Bernard Madoff - Government Access

Government Access

Since 1991, Madoff and his wife have contributed about $240,000 to federal candidates, parties and committees, including $25,000 a year from 2005 through 2008 to the Democratic Senatorial Campaign Committee. The Committee returned $100,000 of the Madoffs' contributions to Irving Picard, the bankruptcy trustee who oversees all claims. Senator Charles E. Schumer returned almost $30,000 received from Madoff and his relatives to the trustee, and Senator Christopher J. Dodd donated $1,500 to the Elie Wiesel Foundation for Humanity, a Madoff victim.

The Madoff family gained access to Washington's lawmakers and regulators through the industry's top trade group. The Madoff family has long-standing, high-level ties to the Securities Industry and Financial Markets Association (SIFMA), the primary securities industry organization. Bernard Madoff sat on the Board of Directors of the Securities Industry Association, which merged with the Bond Market Association in 2006 to form SIFMA, and was Chairman of its Trading Committee. He was also a founding board member of the DTCC subsidiary in London, the International Securities Clearing Corporation.

Madoff's brother Peter then served two terms as a member of SIFMA's Board of Directors. He and Andrew received awards from SIFMA in 2008 for "extraordinary leadership and service". He stepped down from the Board of Directors of SIFMA in December 2008, as news of the Ponzi scheme broke. From 2000 to 2008 the two Madoff brothers gave $56,000 to SIFMA, and tens of thousands of dollars more to sponsor SIFMA industry meetings. Bernard Madoff's niece Shana Madoff was active on the Executive Committee of SIFMA's Compliance & Legal Division, but resigned her SIFMA position shortly after her uncle's arrest.

In 2004, Genevievette Walker-Lightfoot, a lawyer in the SEC's Office of Compliance Inspections and Examinations (OCIE), informed her supervisor branch chief Mark Donohue that her review of Madoff found numerous inconsistencies, and recommended further questioning. However, she was told by Donohue and his boss Eric Swanson to stop work on the Madoff investigation, send them her work results, and instead investigate the mutual fund industry. Swanson, Assistant Director of the SEC's OCIE, had met Shana Madoff in 2003 while investigating her uncle Bernie Madoff and his firm. The investigation concluded in 2005, in 2006 Swanson left the SEC and became engaged to Shana Madoff, and in 2007 the two married. A spokesman for Swanson, who has left the SEC, said he "did not participate in any inquiry of Bernard Madoff Securities or its affiliates while involved in a relationship" with Shana Madoff.

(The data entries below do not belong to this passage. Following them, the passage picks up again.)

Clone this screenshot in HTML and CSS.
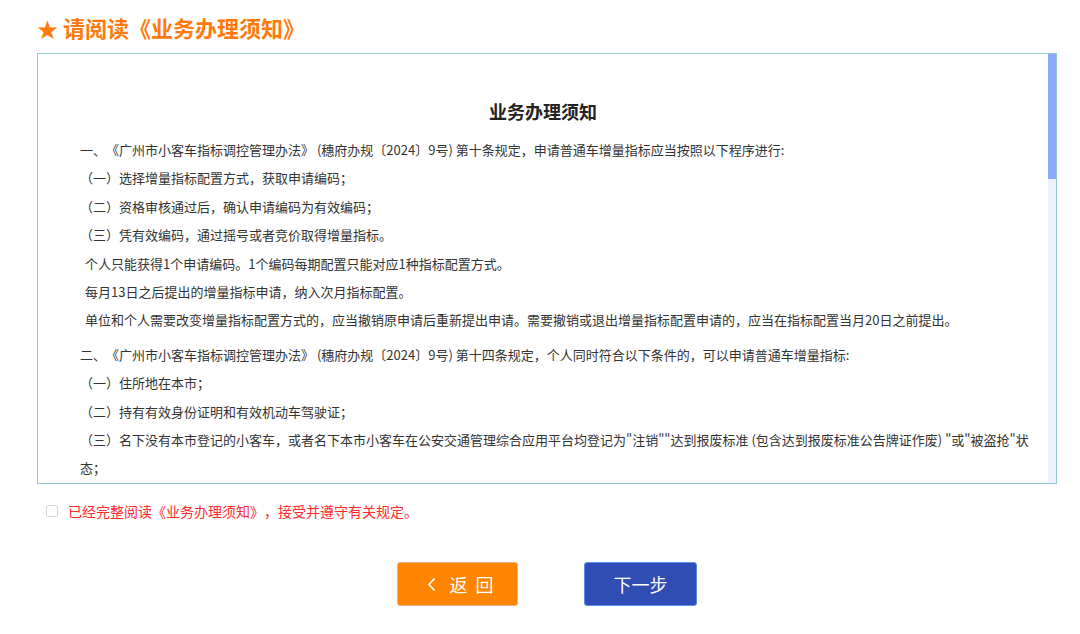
FILE: index.html
```html
<!DOCTYPE html>
<html lang="zh-CN">
<head>
    <meta charset="UTF-8">
    <meta name="viewport" content="width=device-width, initial-scale=1.0">
    <title>业务办理须知</title>
    <link rel="stylesheet" href="styles.css">
</head>
<body>
    <div class="container">
        <h1 class="page-title"><span class="star">★</span> 请阅读《业务办理须知》</h1>

        <div class="notice-wrap">
            <div class="notice-box">
                <h2>业务办理须知</h2>
                <div class="section">
                    <p>一、《广州市小客车指标调控管理办法》 (穗府办规〔2024〕9号) 第十条规定，申请普通车增量指标应当按照以下程序进行:</p>
                    <p>（一）选择增量指标配置方式，获取申请编码；</p>
                    <p>（二）资格审核通过后，确认申请编码为有效编码；</p>
                    <p>（三）凭有效编码，通过摇号或者竞价取得增量指标。</p>
                    <p class="indent">个人只能获得1个申请编码。1个编码每期配置只能对应1种指标配置方式。</p>
                    <p class="indent">每月13日之后提出的增量指标申请，纳入次月指标配置。</p>
                    <p class="indent">单位和个人需要改变增量指标配置方式的，应当撤销原申请后重新提出申请。需要撤销或退出增量指标配置申请的，应当在指标配置当月20日之前提出。</p>
                </div>
                <div class="section">
                    <p>二、《广州市小客车指标调控管理办法》 (穗府办规〔2024〕9号) 第十四条规定，个人同时符合以下条件的，可以申请普通车增量指标:</p>
                    <p>（一）住所地在本市；</p>
                    <p>（二）持有有效身份证明和有效机动车驾驶证；</p>
                    <p>（三）名下没有本市登记的小客车，或者名下本市小客车在公安交通管理综合应用平台均登记为"注销""达到报废标准 (包含达到报废标准公告牌证作废) "或"被盗抢"状态；</p>
                    <p>（四）本人名下没有有效的申请编码或者增量指标。</p>
                </div>
                <div class="section">
                    <p>三、《广州市小客车指标调控管理办法》 (穗府办规〔2024〕9号) 第十五条规定，单位同时符合以下条件的，可以申请普通车增量指标:</p>
                    <p>（一）在本市注册登记的企业、事业单位、社会团体、民办非企业单位等组织；</p>
                    <p>（二）在本市依法纳税，经营状况正常；</p>
                    <p>（三）名下在本市登记的小客车数量符合有关规定；</p>
                    <p>（四）单位名下没有有效的申请编码或者增量指标。</p>
                </div>
                <div class="section">
                    <p>四、申请人应当如实填写申请信息，并对申请信息的真实性负责。</p>
                    <p>（一）申请人提交虚假申请材料的，不予受理或者不予确认有效编码；</p>
                    <p>（二）已取得增量指标的，由指标管理机构收回并予以公告；</p>
                    <p>（三）申请人3年内不得再次提出增量指标申请。</p>
                    <p class="indent">申请人应当妥善保管本人的账号及密码，因账号或者密码泄露造成的后果由申请人自行承担。</p>
                </div>
                <div class="section">
                    <p>五、取得增量指标的个人和单位，应当在指标有效期内办理车辆登记手续。</p>
                    <p>（一）增量指标有效期为12个月，不得转让；</p>
                    <p>（二）逾期未使用的，视为放弃，由指标管理机构收回；</p>
                    <p>（三）放弃增量指标的，2年内不得再次提出增量指标申请。</p>
                    <p class="indent">本须知未尽事宜，按照《广州市小客车指标调控管理办法》及相关实施细则执行。</p>
                </div>
            </div>
            <div class="scroll-track"><div class="scroll-thumb"></div></div>
        </div>

        <label class="agree">
            <input type="checkbox" name="agree">
            <span>已经完整阅读《业务办理须知》，接受并遵守有关规定。</span>
        </label>

        <div class="actions">
            <button type="button" class="btn btn-back">
                <svg class="chevron" width="9" height="15" viewBox="0 0 9 15"><polyline points="7.5,1.5 2,7.5 7.5,13.5" fill="none" stroke="#fff" stroke-width="1.6"/></svg>
                <span>返 回</span>
            </button>
            <button type="submit" class="btn btn-next">下一步</button>
        </div>
    </div>
</body>
</html>
```

FILE: styles.css
```css
body {
    margin: 0;
    padding: 0;
    background-color: #fff;
    font-family: "Noto Sans CJK SC", "Liberation Sans", sans-serif;
    color: #333;
}
.container {
    width: 1020px;
    padding: 12px 0 0 37px;
}
.page-title {
    margin: 0;
    font-size: 22px;
    line-height: 30px;
    font-weight: bold;
    color: #ff7a0d;
}
.page-title .star {
    font-size: 21px;
}
.notice-wrap {
    position: relative;
    margin-top: 10px;
    border: 1px solid #93c9d3;
}
.notice-box {
    height: 429px;
    overflow-y: auto;
    scrollbar-width: none;
    padding: 0 12px 0 42px;
    text-spacing-trim: space-all;
}
.notice-box::-webkit-scrollbar {
    display: none;
}
.scroll-track {
    position: absolute;
    top: 0;
    right: 0;
    bottom: 0;
    width: 8px;
    background-color: #edf3fd;
}
.scroll-thumb {
    height: 125px;
    background-color: #8aa9ff;
}
.notice-box h2 {
    margin: 43px 38px 11px 0;
    text-align: center;
    font-size: 18px;
    line-height: 28px;
    font-weight: bold;
    color: #222;
}
.section {
    margin-bottom: 6px;
}
.section p {
    margin: 0;
    font-size: 13px;
    line-height: 28.4px;
    color: #333;
}
.section p.indent {
    padding-left: 5px;
}
.agree {
    display: flex;
    align-items: center;
    margin: 17px 0 0 9px;
    font-size: 14px;
    line-height: 20px;
    color: #ff2b2b;
    text-spacing-trim: space-all;
}
.agree input {
    appearance: none;
    width: 12px;
    height: 12px;
    margin: 0 10px 0 0;
    border: 1px solid #d4d6dd;
    border-radius: 2px;
    background-color: #fff;
}
.actions {
    display: flex;
    justify-content: center;
    gap: 66px;
    margin-top: 41px;
}
.btn {
    display: flex;
    align-items: center;
    justify-content: center;
    height: 44px;
    border-radius: 3px;
    font-family: inherit;
    font-size: 18px;
    color: #fff;
    cursor: pointer;
}
.btn-back {
    width: 121px;
    gap: 13px;
    padding-left: 12px;
    background-color: #ff8400;
    border: 1px solid #f3b070;
}
.btn-back span {
    letter-spacing: 2px;
    margin-right: -2px;
}
.btn-next {
    width: 113px;
    background-color: #2f4db3;
    border: 1px solid #5a8cf0;
}
```
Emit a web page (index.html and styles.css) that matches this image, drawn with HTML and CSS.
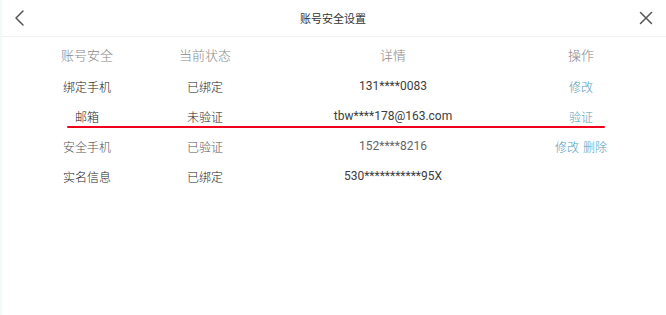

While awaiting sentencing, Madoff met with the SEC's Inspector General, H. David Kotz, who conducted an investigation into how regulators failed to detect the fraud despite numerous red flags. Madoff said he could have been caught in 2003, but bumbling investigators acted like "Lt. Colombo" and never asked the right questions:

I was astonished. They never even looked at my stock records. If investigators had checked with The Depository Trust Company, a central securities depository, it would've been easy for them to see. If you're looking at a Ponzi scheme, it's the first thing you do.

Madoff said in the June 17, 2009, interview that SEC Chairman Mary Schapiro was a "dear friend", and SEC Commissioner Elisse Walter was a "terrific lady" whom he knew "pretty well".

After Madoff's arrest, the SEC was criticized for its lack of financial expertise and lack of due diligence, despite having received complaints from Harry Markopolos and others for almost a decade. The SEC's Inspector General, Kotz, found that since 1992, there were six botched investigations of Madoff by the SEC, either through incompetent staff work or neglecting allegations of financial experts and whistle-blowers. At least some of the SEC investigators doubted whether Madoff was even trading.

Because of concerns, raised by David P. Weber, former SEC Chief Investigator, of improper conduct by SEC Inspector General H. David Kotz in the Madoff investigation, Inspector General David C. Williams of the U.S. Postal Service was brought in to conduct an independent, outside review of Kotz's alleged improper conduct. The Williams Report questioned Kotz’s work on the Madoff investigation, because Kotz was a "very good friend" with Markopolos. Although investigators were not able to determine when Kotz and Markopolos became friends, the report concluded that it would have violated U.S. ethics rules if their relationship began before or during Kotz’s investigation of Madoff.